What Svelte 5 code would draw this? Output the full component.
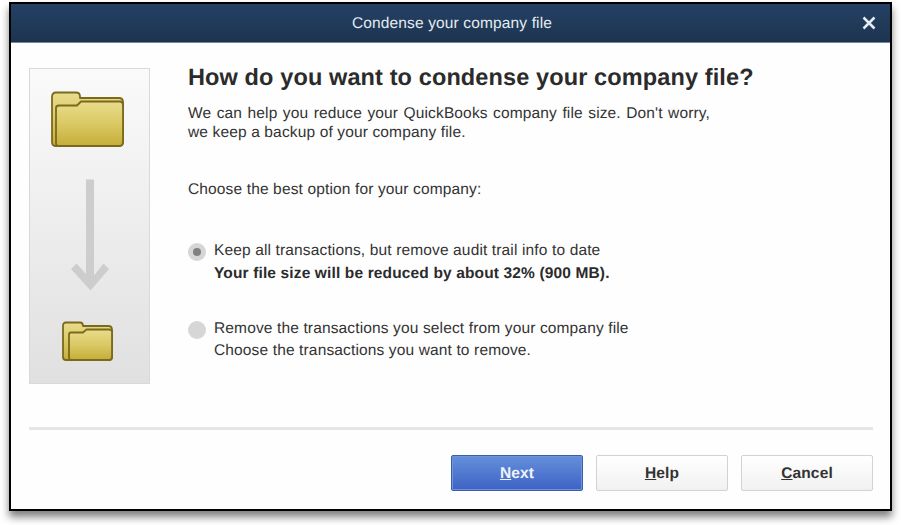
<script>
  let selected = $state("audit");

  const options = [
    {
      id: "audit",
      title: "Keep all transactions, but remove audit trail info to date",
      note: "Your file size will be reduced by about 32% (900 MB).",
      strong: true
    },
    {
      id: "remove",
      title: "Remove the transactions you select from your company file",
      note: "Choose the transactions you want to remove.",
      strong: false
    }
  ];

  const buttons = ["Next", "Help", "Cancel"];
</script>

<!-- Folder icon, drawn at both sizes -->
{#snippet folder(width, height, back, front, box)}
  <svg class="folder" {width} {height} viewBox={box}>
    <defs>
      <linearGradient id="gold{width}" x1="0" y1="0" x2="0" y2="1">
        <stop offset="0" stop-color="#e9dc8c" />
        <stop offset="0.45" stop-color="#dccb69" />
        <stop offset="1" stop-color="#c5ad38" />
      </linearGradient>
    </defs>
    <path d={back} fill="url(#gold{width})" />
    <path d={front} fill="url(#gold{width})" />
  </svg>
{/snippet}

<div class="dialog">
  <header class="titlebar">
    <span class="title">Condense your company file</span>
    <button class="close" aria-label="Close">
      <svg width="14" height="14" viewBox="0 0 14 14">
        <path d="M1.500 1.500L12.500 12.500M12.500 1.500L1.500 12.500" />
      </svg>
    </button>
  </header>

  <div class="body">
    <div class="picture">
      {@render folder(
        73,
        56,
        "M5 55Q1 55 1 51V6Q1 1.500 5 1.500H25Q29 1.500 29 5.500V7H68Q72 7 72 11V51Q72 55 68 55Z",
        "M7 55Q5 55 5 52V17Q5 14.500 8 14.500H26L30 10.500H69Q72 10.500 72 14V51Q72 55 68 55Z",
        "0 0 73 56"
      )}
      <svg class="arrow" width="40" height="113" viewBox="0 0 40 113">
        <path d="M16 0.500H24V96.500L33.500 84.500L39 90L20.500 111.500L1 90L6.500 84.500L16 95Z" />
      </svg>
      {@render folder(
        51,
        40,
        "M4 39Q1 39 1 36V5Q1 1.500 4 1.500H18Q21 1.500 21 5H46.500Q50 5 50 9V36Q50 39 47 39Z",
        "M9 39Q7 39 7 36V13.500Q7 11.500 9 11.500H21L24.500 8.500H47.500Q50 8.500 50 11V36Q50 39 47 39Z",
        "0 0 51 40"
      )}
    </div>

    <div class="content">
      <h1>How do you want to condense your company file?</h1>
      <p class="intro">
        <span class="first">We can help you reduce your QuickBooks company file size. Don't worry,</span>
        <span>we keep a backup of your company file.</span>
      </p>
      <p class="prompt">Choose the best option for your company:</p>

      {#each options as option}
        <label class="option">
          <input type="radio" name="mode" value={option.id} bind:group={selected} />
          <span class="radio"></span>
          <span class="text">
            <span class="name">{option.title}</span>
            <span class="note" class:strong={option.strong}>{option.note}</span>
          </span>
        </label>
      {/each}
    </div>
  </div>

  <footer>
    {#each buttons as label, i}
      <button class="btn" class:primary={i === 0}><span class="key">{label[0]}</span>{label.slice(1)}</button>
    {/each}
  </footer>
</div>

<style>
  :global(body) {
    background: #fff;
  }

  .dialog {
    box-sizing: border-box;
    display: flex;
    flex-direction: column;
    width: 883px;
    height: 509px;
    margin: 2px 0 0 9px;
    border: 2px solid #000;
    background: #fefefe;
    box-shadow: 0 6px 8px rgba(0, 0, 0, 0.5);
    font-family: "Liberation Sans", Arial, sans-serif;
    font-size: 15.5px;
    color: #333;
    text-rendering: geometricPrecision;
  }
  :global(#app) {
    display: flow-root;
    height: 525px;
    overflow: hidden;
  }

  /* Title bar */
  .titlebar {
    box-sizing: border-box;
    display: grid;
    grid-template-columns: 43px 1fr 40px;
    align-items: center;
    height: 39px;
    background: linear-gradient(#244164, #1d344f);
    border-bottom: 1px solid #77869a;
  }
  .title {
    grid-column: 2;
    padding-top: 2px;
    text-align: center;
    color: #e4ebf2;
    letter-spacing: 0.14px;
  }
  .close {
    display: flex;
    justify-content: center;
    padding: 0 2px 0 0;
    border: none;
    background: none;
  }
  .close path {
    stroke: #e6edf2;
    stroke-width: 2.5;
  }

  /* Body */
  .body {
    display: flex;
    height: 384px;
    margin: 0 17px 0 18px;
    border-bottom: 3px solid #e6e6e6;
  }
  .picture {
    box-sizing: border-box;
    display: flex;
    flex-direction: column;
    align-items: center;
    width: 121px;
    height: 316px;
    margin-top: 25px;
    padding: 22px 4px 0 0;
    border: 1px solid #d9d9d9;
    background: linear-gradient(#fafafa, #e0e0e0);
  }
  .folder path {
    stroke: #7b6a1c;
    stroke-width: 1.8;
    stroke-linejoin: round;
  }
  .arrow {
    margin: 32px 0 29px 5px;
    fill: #cdcdcd;
  }

  .content {
    margin-left: 38px;
    white-space: nowrap;
  }
  h1 {
    margin: 20px 0 0;
    font-size: 23.5px;
    line-height: 28px;
    letter-spacing: 0.12px;
    color: #2b2b2b;
  }
  p {
    margin: 0;
    line-height: 19px;
    letter-spacing: 0.14px;
  }
  .intro {
    margin-top: 13px;
  }
  .intro span {
    display: block;
  }
  .intro .first {
    word-spacing: 1px;
  }
  .prompt {
    margin-top: 38px;
  }

  .option {
    display: flex;
    margin-top: 41px;
  }
  .option + .option {
    margin-top: 33px;
  }
  .option input {
    position: absolute;
    opacity: 0;
  }
  .radio {
    display: flex;
    align-items: center;
    justify-content: center;
    width: 18px;
    height: 18px;
    margin: 3px 8px 0 0;
    border-radius: 50%;
    background: #d6d6d6;
  }
  input:checked + .radio::after {
    content: "";
    width: 8px;
    height: 8px;
    border-radius: 50%;
    background: #808080;
  }
  .text span {
    display: block;
    line-height: 22px;
    letter-spacing: 0.14px;
  }
  .text .strong {
    margin-top: 1px;
    font-weight: bold;
    color: #2b2b2b;
  }

  /* Buttons */
  footer {
    display: flex;
    justify-content: flex-end;
    gap: 13px;
    margin: 25px 17px 0 0;
  }
  .btn {
    width: 132px;
    height: 36px;
    padding: 2px 0 0;
    border: 1px solid #d2d2d2;
    border-radius: 2px;
    background: linear-gradient(#fff, #f1f1f1);
    font: bold 15.5px "Liberation Sans", Arial, sans-serif;
    letter-spacing: 0.14px;
    color: #333;
    text-rendering: geometricPrecision;
  }
  .btn.primary {
    border-color: #3c5ea8;
    background: linear-gradient(#6590dc, #3d62c4);
    box-shadow: inset 0 0 0 1px #6f94dc;
    color: #eef3fb;
  }
  .key {
    text-decoration: underline;
    text-underline-offset: 1px;
  }
</style>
========
Transcribe the material exactly, leaving every picture out.

What Svelte 5 code would draw this? Output the full component.
<script>
  let selected = $state("audit");

  const options = [
    {
      id: "audit",
      title: "Keep all transactions, but remove audit trail info to date",
      note: "Your file size will be reduced by about 32% (900 MB).",
      strong: true
    },
    {
      id: "remove",
      title: "Remove the transactions you select from your company file",
      note: "Choose the transactions you want to remove.",
      strong: false
    }
  ];

  const buttons = ["Next", "Help", "Cancel"];
</script>

<!-- Folder icon, drawn at both sizes -->
{#snippet folder(width, height, back, front, box)}
  <svg class="folder" {width} {height} viewBox={box}>
    <defs>
      <linearGradient id="gold{width}" x1="0" y1="0" x2="0" y2="1">
        <stop offset="0" stop-color="#e9dc8c" />
        <stop offset="0.45" stop-color="#dccb69" />
        <stop offset="1" stop-color="#c5ad38" />
      </linearGradient>
    </defs>
    <path d={back} fill="url(#gold{width})" />
    <path d={front} fill="url(#gold{width})" />
  </svg>
{/snippet}

<div class="dialog">
  <header class="titlebar">
    <span class="title">Condense your company file</span>
    <button class="close" aria-label="Close">
      <svg width="14" height="14" viewBox="0 0 14 14">
        <path d="M1.500 1.500L12.500 12.500M12.500 1.500L1.500 12.500" />
      </svg>
    </button>
  </header>

  <div class="body">
    <div class="picture">
      {@render folder(
        73,
        56,
        "M5 55Q1 55 1 51V6Q1 1.500 5 1.500H25Q29 1.500 29 5.500V7H68Q72 7 72 11V51Q72 55 68 55Z",
        "M7 55Q5 55 5 52V17Q5 14.500 8 14.500H26L30 10.500H69Q72 10.500 72 14V51Q72 55 68 55Z",
        "0 0 73 56"
      )}
      <svg class="arrow" width="40" height="113" viewBox="0 0 40 113">
        <path d="M16 0.500H24V96.500L33.500 84.500L39 90L20.500 111.500L1 90L6.500 84.500L16 95Z" />
      </svg>
      {@render folder(
        51,
        40,
        "M4 39Q1 39 1 36V5Q1 1.500 4 1.500H18Q21 1.500 21 5H46.500Q50 5 50 9V36Q50 39 47 39Z",
        "M9 39Q7 39 7 36V13.500Q7 11.500 9 11.500H21L24.500 8.500H47.500Q50 8.500 50 11V36Q50 39 47 39Z",
        "0 0 51 40"
      )}
    </div>

    <div class="content">
      <h1>How do you want to condense your company file?</h1>
      <p class="intro">
        <span class="first">We can help you reduce your QuickBooks company file size. Don't worry,</span>
        <span>we keep a backup of your company file.</span>
      </p>
      <p class="prompt">Choose the best option for your company:</p>

      {#each options as option}
        <label class="option">
          <input type="radio" name="mode" value={option.id} bind:group={selected} />
          <span class="radio"></span>
          <span class="text">
            <span class="name">{option.title}</span>
            <span class="note" class:strong={option.strong}>{option.note}</span>
          </span>
        </label>
      {/each}
    </div>
  </div>

  <footer>
    {#each buttons as label, i}
      <button class="btn" class:primary={i === 0}><span class="key">{label[0]}</span>{label.slice(1)}</button>
    {/each}
  </footer>
</div>

<style>
  :global(body) {
    background: #fff;
  }

  .dialog {
    box-sizing: border-box;
    display: flex;
    flex-direction: column;
    width: 883px;
    height: 509px;
    margin: 2px 0 0 9px;
    border: 2px solid #000;
    background: #fefefe;
    box-shadow: 0 6px 8px rgba(0, 0, 0, 0.5);
    font-family: "Liberation Sans", Arial, sans-serif;
    font-size: 15.5px;
    color: #333;
    text-rendering: geometricPrecision;
  }
  :global(#app) {
    display: flow-root;
    height: 525px;
    overflow: hidden;
  }

  /* Title bar */
  .titlebar {
    box-sizing: border-box;
    display: grid;
    grid-template-columns: 43px 1fr 40px;
    align-items: center;
    height: 39px;
    background: linear-gradient(#244164, #1d344f);
    border-bottom: 1px solid #77869a;
  }
  .title {
    grid-column: 2;
    padding-top: 2px;
    text-align: center;
    color: #e4ebf2;
    letter-spacing: 0.14px;
  }
  .close {
    display: flex;
    justify-content: center;
    padding: 0 2px 0 0;
    border: none;
    background: none;
  }
  .close path {
    stroke: #e6edf2;
    stroke-width: 2.5;
  }

  /* Body */
  .body {
    display: flex;
    height: 384px;
    margin: 0 17px 0 18px;
    border-bottom: 3px solid #e6e6e6;
  }
  .picture {
    box-sizing: border-box;
    display: flex;
    flex-direction: column;
    align-items: center;
    width: 121px;
    height: 316px;
    margin-top: 25px;
    padding: 22px 4px 0 0;
    border: 1px solid #d9d9d9;
    background: linear-gradient(#fafafa, #e0e0e0);
  }
  .folder path {
    stroke: #7b6a1c;
    stroke-width: 1.8;
    stroke-linejoin: round;
  }
  .arrow {
    margin: 32px 0 29px 5px;
    fill: #cdcdcd;
  }

  .content {
    margin-left: 38px;
    white-space: nowrap;
  }
  h1 {
    margin: 20px 0 0;
    font-size: 23.5px;
    line-height: 28px;
    letter-spacing: 0.12px;
    color: #2b2b2b;
  }
  p {
    margin: 0;
    line-height: 19px;
    letter-spacing: 0.14px;
  }
  .intro {
    margin-top: 13px;
  }
  .intro span {
    display: block;
  }
  .intro .first {
    word-spacing: 1px;
  }
  .prompt {
    margin-top: 38px;
  }

  .option {
    display: flex;
    margin-top: 41px;
  }
  .option + .option {
    margin-top: 33px;
  }
  .option input {
    position: absolute;
    opacity: 0;
  }
  .radio {
    display: flex;
    align-items: center;
    justify-content: center;
    width: 18px;
    height: 18px;
    margin: 3px 8px 0 0;
    border-radius: 50%;
    background: #d6d6d6;
  }
  input:checked + .radio::after {
    content: "";
    width: 8px;
    height: 8px;
    border-radius: 50%;
    background: #808080;
  }
  .text span {
    display: block;
    line-height: 22px;
    letter-spacing: 0.14px;
  }
  .text .strong {
    margin-top: 1px;
    font-weight: bold;
    color: #2b2b2b;
  }

  /* Buttons */
  footer {
    display: flex;
    justify-content: flex-end;
    gap: 13px;
    margin: 25px 17px 0 0;
  }
  .btn {
    width: 132px;
    height: 36px;
    padding: 2px 0 0;
    border: 1px solid #d2d2d2;
    border-radius: 2px;
    background: linear-gradient(#fff, #f1f1f1);
    font: bold 15.5px "Liberation Sans", Arial, sans-serif;
    letter-spacing: 0.14px;
    color: #333;
    text-rendering: geometricPrecision;
  }
  .btn.primary {
    border-color: #3c5ea8;
    background: linear-gradient(#6590dc, #3d62c4);
    box-shadow: inset 0 0 0 1px #6f94dc;
    color: #eef3fb;
  }
  .key {
    text-decoration: underline;
    text-underline-offset: 1px;
  }
</style>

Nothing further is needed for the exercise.